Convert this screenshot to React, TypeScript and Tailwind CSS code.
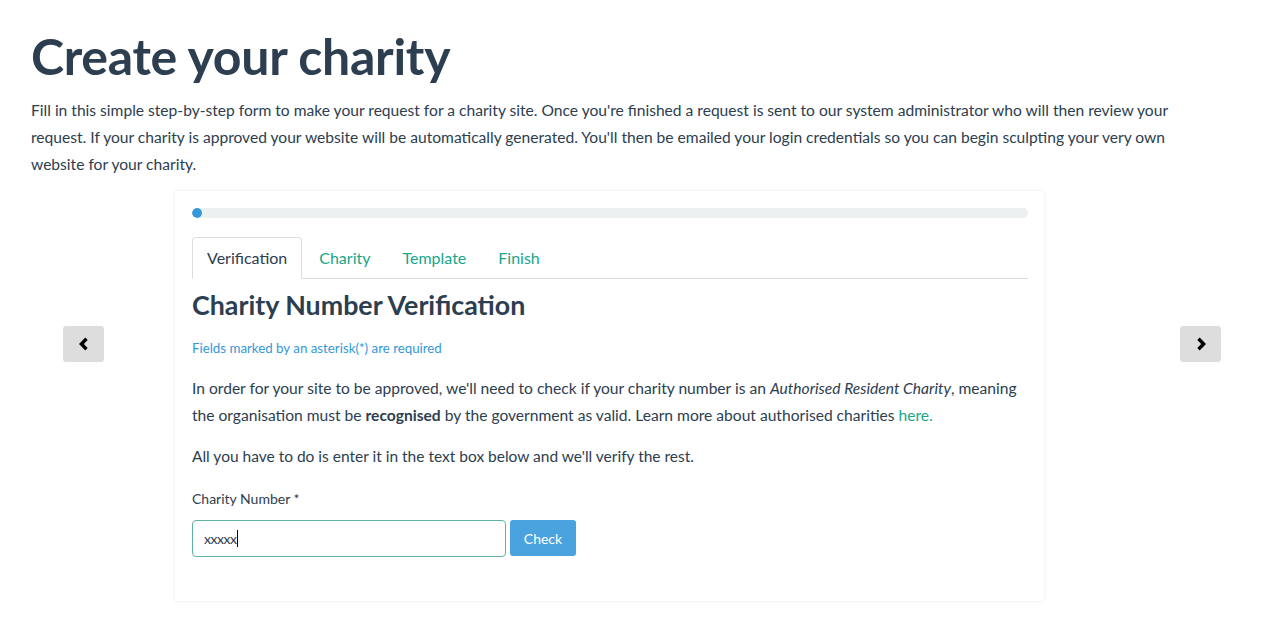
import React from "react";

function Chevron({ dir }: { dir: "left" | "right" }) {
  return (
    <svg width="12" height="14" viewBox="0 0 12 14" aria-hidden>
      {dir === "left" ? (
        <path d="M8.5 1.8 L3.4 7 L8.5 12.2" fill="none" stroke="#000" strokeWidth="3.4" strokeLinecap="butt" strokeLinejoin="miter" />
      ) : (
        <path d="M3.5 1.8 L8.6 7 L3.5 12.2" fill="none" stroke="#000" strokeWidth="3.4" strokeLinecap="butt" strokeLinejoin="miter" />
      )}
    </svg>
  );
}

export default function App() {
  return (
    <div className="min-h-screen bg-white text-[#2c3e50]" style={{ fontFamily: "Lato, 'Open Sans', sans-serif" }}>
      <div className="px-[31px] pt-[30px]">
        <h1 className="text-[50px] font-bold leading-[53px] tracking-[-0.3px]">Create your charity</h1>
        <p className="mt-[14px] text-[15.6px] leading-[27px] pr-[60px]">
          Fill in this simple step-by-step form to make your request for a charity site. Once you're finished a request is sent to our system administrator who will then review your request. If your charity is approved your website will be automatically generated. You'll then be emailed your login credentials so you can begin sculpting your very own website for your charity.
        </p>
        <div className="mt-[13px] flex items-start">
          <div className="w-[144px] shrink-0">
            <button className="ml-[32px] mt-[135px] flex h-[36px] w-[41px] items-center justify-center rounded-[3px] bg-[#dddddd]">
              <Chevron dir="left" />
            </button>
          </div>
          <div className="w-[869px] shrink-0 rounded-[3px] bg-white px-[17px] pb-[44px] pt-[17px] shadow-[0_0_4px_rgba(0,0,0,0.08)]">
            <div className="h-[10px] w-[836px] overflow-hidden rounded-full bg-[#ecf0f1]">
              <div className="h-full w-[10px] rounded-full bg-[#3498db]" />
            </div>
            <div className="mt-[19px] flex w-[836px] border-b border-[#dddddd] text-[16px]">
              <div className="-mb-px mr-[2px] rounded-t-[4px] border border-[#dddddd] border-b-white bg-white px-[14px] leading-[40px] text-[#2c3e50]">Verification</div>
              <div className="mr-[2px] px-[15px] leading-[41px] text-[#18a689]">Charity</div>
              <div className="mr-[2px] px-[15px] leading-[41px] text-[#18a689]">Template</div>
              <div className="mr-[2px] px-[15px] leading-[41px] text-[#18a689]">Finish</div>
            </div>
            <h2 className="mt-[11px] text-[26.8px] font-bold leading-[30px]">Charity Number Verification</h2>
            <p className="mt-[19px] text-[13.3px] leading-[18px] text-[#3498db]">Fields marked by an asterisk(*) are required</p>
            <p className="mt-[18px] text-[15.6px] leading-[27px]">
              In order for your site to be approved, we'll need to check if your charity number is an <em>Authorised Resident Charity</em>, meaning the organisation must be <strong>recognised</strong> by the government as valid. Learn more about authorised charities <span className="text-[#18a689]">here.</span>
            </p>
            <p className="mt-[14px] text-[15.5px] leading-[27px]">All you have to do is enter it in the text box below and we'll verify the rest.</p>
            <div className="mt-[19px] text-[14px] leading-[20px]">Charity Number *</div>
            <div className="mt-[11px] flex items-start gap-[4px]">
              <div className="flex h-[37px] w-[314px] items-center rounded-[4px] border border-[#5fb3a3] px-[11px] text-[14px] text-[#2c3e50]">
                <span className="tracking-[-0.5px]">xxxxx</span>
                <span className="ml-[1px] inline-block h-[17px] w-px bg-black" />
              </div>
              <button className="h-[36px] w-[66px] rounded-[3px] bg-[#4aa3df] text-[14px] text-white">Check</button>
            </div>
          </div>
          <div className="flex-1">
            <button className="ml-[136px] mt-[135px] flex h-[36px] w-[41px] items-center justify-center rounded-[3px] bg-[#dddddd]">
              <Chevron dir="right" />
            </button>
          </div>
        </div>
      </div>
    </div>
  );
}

==

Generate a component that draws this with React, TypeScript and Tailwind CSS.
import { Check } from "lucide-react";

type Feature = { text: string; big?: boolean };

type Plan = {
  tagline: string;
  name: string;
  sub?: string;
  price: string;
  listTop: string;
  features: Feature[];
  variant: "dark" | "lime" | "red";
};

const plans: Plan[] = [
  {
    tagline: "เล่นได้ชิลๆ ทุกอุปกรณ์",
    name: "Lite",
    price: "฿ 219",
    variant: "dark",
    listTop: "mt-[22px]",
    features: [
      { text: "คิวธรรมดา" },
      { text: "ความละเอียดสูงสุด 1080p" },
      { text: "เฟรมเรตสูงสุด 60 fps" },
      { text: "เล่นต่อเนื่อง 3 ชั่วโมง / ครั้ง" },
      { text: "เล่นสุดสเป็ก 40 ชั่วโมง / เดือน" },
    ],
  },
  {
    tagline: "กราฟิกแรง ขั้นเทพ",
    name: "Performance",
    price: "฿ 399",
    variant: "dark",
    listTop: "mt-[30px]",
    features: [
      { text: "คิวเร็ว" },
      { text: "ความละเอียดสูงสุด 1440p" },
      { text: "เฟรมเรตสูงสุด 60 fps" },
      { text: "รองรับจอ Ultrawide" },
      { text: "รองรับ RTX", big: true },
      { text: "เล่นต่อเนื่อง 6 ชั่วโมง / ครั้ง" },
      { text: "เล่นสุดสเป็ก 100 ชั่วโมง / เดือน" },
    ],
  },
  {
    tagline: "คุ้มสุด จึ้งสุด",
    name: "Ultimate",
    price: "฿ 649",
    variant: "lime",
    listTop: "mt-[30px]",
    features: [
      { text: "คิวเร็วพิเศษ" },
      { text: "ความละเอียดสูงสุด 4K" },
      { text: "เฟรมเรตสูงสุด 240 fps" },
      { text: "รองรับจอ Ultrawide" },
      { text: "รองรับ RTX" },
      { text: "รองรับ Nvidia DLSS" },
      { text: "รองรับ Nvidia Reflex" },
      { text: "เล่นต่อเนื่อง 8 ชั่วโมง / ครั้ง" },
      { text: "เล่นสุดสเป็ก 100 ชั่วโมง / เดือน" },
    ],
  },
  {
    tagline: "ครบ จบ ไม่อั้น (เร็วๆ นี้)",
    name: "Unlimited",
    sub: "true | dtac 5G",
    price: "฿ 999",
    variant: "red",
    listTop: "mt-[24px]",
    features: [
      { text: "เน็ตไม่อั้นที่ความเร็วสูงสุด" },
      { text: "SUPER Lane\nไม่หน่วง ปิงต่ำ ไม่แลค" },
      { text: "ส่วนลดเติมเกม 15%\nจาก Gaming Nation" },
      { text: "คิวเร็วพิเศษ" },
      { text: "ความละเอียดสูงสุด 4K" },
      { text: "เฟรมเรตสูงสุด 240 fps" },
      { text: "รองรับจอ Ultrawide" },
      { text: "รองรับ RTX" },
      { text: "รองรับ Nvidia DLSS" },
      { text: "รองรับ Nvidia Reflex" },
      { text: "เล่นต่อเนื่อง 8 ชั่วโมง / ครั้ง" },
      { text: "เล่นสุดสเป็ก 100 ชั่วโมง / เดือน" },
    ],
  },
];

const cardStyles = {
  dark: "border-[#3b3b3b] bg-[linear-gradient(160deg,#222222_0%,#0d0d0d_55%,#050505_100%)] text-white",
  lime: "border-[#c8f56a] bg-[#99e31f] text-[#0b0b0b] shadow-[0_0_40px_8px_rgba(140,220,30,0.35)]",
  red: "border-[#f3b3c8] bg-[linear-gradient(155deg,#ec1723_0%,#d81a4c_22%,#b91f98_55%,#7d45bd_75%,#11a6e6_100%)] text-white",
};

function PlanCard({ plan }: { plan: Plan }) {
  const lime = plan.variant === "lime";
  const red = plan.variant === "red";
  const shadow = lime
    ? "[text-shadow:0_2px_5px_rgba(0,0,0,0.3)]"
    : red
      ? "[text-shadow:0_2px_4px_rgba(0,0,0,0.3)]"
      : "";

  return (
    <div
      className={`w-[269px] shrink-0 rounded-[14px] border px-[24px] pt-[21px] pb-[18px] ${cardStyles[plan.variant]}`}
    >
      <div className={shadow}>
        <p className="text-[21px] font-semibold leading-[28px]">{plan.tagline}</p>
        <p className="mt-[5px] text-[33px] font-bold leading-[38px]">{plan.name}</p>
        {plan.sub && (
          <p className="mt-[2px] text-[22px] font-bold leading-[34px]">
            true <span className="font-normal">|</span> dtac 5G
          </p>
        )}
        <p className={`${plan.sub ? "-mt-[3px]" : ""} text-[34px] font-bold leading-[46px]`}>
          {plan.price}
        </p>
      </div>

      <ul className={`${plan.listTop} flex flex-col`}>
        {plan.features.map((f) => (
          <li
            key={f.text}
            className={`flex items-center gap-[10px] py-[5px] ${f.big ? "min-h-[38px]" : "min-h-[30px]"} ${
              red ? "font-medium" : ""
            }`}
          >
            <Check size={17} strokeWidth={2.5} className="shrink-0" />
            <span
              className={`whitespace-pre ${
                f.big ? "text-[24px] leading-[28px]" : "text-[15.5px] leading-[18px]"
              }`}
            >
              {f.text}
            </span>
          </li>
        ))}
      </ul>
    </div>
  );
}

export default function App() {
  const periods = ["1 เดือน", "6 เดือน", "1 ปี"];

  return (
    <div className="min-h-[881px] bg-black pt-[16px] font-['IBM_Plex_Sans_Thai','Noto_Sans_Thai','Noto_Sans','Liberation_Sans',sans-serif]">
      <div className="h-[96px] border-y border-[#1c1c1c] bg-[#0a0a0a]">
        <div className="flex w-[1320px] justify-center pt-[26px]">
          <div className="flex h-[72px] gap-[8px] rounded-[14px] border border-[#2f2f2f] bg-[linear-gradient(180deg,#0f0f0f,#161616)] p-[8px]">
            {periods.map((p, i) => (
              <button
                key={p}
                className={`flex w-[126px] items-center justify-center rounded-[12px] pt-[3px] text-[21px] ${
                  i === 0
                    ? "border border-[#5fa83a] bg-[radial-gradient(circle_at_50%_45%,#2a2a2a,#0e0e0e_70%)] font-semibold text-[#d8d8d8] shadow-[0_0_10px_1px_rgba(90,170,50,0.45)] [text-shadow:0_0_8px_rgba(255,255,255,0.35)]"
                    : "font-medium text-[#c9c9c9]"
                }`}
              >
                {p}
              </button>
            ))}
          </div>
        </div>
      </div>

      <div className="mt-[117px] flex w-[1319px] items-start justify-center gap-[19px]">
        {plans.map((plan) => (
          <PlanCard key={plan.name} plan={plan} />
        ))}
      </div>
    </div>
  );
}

**Work required**
In the listing above, find the line with "Convert this screenshot" and the line with "import React from". Copy both of them and every line between, exactly, but not the pictures.

**Answer to this problem**
Convert this screenshot to React, TypeScript and Tailwind CSS code.
import React from "react";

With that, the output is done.